* _Excerpted data_
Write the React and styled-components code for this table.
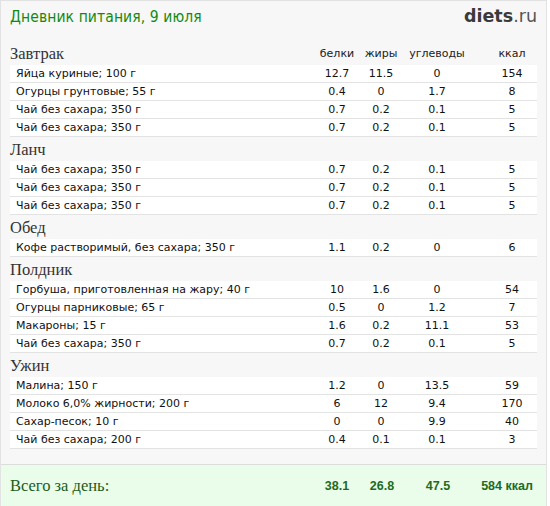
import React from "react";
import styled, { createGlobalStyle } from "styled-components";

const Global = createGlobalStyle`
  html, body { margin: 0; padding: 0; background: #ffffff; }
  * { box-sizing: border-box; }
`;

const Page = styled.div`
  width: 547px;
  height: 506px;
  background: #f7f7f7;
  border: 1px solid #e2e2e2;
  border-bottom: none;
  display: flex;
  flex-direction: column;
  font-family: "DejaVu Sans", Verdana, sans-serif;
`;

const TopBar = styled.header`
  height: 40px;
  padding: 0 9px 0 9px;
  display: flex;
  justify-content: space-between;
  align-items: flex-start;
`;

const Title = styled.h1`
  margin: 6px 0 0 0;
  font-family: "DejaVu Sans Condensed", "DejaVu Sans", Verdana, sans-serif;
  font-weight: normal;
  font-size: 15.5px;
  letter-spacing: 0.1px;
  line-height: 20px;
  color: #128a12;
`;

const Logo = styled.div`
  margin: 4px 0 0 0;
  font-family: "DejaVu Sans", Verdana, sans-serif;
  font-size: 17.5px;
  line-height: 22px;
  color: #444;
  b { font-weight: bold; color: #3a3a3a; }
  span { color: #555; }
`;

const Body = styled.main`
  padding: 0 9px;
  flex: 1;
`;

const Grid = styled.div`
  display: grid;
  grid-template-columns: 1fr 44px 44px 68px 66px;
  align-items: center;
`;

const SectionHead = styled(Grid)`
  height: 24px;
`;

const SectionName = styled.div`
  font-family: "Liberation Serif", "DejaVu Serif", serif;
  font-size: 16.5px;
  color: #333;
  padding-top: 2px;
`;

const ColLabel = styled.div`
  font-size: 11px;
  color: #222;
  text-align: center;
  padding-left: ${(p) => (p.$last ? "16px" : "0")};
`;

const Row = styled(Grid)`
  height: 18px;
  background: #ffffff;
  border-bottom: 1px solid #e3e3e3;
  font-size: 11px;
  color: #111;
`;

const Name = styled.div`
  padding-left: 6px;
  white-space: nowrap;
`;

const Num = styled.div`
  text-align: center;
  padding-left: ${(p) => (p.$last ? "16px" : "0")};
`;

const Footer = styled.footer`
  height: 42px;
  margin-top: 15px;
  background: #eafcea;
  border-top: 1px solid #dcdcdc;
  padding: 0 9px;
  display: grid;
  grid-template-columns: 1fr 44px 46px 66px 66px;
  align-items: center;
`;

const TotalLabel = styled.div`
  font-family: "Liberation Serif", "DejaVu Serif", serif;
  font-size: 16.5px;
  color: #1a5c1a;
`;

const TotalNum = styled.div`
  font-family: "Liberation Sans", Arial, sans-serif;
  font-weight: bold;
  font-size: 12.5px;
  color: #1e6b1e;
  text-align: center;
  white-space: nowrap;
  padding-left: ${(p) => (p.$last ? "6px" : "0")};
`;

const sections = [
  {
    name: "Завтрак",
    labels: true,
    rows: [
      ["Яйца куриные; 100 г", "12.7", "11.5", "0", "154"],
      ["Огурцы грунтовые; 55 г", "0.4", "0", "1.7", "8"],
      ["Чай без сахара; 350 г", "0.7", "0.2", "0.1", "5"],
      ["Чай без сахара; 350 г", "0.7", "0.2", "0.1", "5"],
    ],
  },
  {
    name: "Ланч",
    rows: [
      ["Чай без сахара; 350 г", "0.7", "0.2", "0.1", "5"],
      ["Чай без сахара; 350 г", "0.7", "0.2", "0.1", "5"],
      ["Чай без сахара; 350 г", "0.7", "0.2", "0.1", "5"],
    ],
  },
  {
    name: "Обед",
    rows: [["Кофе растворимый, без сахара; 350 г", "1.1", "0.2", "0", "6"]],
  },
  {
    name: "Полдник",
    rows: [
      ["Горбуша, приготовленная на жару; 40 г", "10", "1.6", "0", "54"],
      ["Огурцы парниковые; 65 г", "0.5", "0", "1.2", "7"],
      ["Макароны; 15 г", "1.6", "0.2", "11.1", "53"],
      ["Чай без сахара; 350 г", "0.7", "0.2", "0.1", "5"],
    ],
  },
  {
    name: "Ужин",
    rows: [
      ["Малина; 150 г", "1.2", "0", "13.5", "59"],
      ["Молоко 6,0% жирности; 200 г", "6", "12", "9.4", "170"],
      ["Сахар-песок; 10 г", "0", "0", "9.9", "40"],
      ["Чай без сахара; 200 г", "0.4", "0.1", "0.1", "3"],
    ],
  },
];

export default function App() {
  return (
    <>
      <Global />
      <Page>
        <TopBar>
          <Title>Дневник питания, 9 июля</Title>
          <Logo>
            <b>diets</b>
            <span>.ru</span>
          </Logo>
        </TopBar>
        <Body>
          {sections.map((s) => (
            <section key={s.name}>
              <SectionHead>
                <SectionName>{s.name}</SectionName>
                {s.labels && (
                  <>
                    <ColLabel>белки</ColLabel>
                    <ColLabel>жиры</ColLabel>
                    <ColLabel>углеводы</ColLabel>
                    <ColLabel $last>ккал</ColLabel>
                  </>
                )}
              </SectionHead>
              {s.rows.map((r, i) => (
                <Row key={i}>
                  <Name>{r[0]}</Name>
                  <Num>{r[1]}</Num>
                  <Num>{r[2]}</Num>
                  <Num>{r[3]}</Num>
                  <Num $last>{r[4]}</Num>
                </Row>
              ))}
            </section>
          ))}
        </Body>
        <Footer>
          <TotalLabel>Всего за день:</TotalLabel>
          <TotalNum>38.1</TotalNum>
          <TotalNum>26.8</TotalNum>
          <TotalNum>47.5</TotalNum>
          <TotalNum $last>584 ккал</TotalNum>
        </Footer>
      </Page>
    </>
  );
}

--

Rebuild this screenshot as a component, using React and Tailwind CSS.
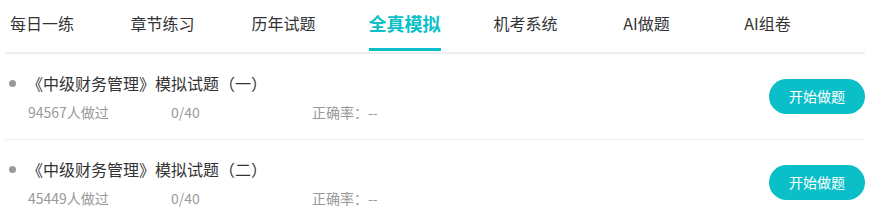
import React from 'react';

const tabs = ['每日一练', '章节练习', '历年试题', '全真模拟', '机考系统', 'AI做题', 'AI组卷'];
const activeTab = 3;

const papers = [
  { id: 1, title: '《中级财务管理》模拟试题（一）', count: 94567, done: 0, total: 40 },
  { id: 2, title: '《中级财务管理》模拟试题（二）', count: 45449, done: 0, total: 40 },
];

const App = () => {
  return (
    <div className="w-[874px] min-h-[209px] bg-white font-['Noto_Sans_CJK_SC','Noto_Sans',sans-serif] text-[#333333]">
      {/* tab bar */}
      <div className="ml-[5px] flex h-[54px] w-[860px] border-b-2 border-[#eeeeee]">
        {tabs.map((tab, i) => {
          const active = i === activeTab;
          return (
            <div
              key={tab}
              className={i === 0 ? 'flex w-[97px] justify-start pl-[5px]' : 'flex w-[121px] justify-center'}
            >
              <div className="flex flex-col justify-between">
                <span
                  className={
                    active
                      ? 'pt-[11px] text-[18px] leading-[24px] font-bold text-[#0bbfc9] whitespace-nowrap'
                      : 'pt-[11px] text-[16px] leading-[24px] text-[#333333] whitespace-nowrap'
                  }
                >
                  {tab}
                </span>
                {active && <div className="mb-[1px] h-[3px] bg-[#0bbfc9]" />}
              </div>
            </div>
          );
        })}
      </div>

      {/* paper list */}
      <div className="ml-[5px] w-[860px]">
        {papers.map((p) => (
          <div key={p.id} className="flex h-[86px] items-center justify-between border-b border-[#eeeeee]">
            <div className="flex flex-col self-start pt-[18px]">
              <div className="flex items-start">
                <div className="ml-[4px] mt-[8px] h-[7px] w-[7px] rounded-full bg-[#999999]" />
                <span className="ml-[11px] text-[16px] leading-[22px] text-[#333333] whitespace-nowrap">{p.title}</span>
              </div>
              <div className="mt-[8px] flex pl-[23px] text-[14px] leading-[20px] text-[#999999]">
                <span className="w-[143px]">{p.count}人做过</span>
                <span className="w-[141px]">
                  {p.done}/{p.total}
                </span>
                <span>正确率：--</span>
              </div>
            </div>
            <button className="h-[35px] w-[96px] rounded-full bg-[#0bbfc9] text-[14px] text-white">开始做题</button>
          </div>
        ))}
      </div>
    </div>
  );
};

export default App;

* _Goal of the exercise_
In the listing above, find the line with "Rebuild this screenshot" and the line with "const activeTab = 3;". Copy exactly those two and every line between, without the pictures.

* _Solution to the problem_
Rebuild this screenshot as a component, using React and Tailwind CSS.
import React from 'react';

const tabs = ['每日一练', '章节练习', '历年试题', '全真模拟', '机考系统', 'AI做题', 'AI组卷'];
const activeTab = 3;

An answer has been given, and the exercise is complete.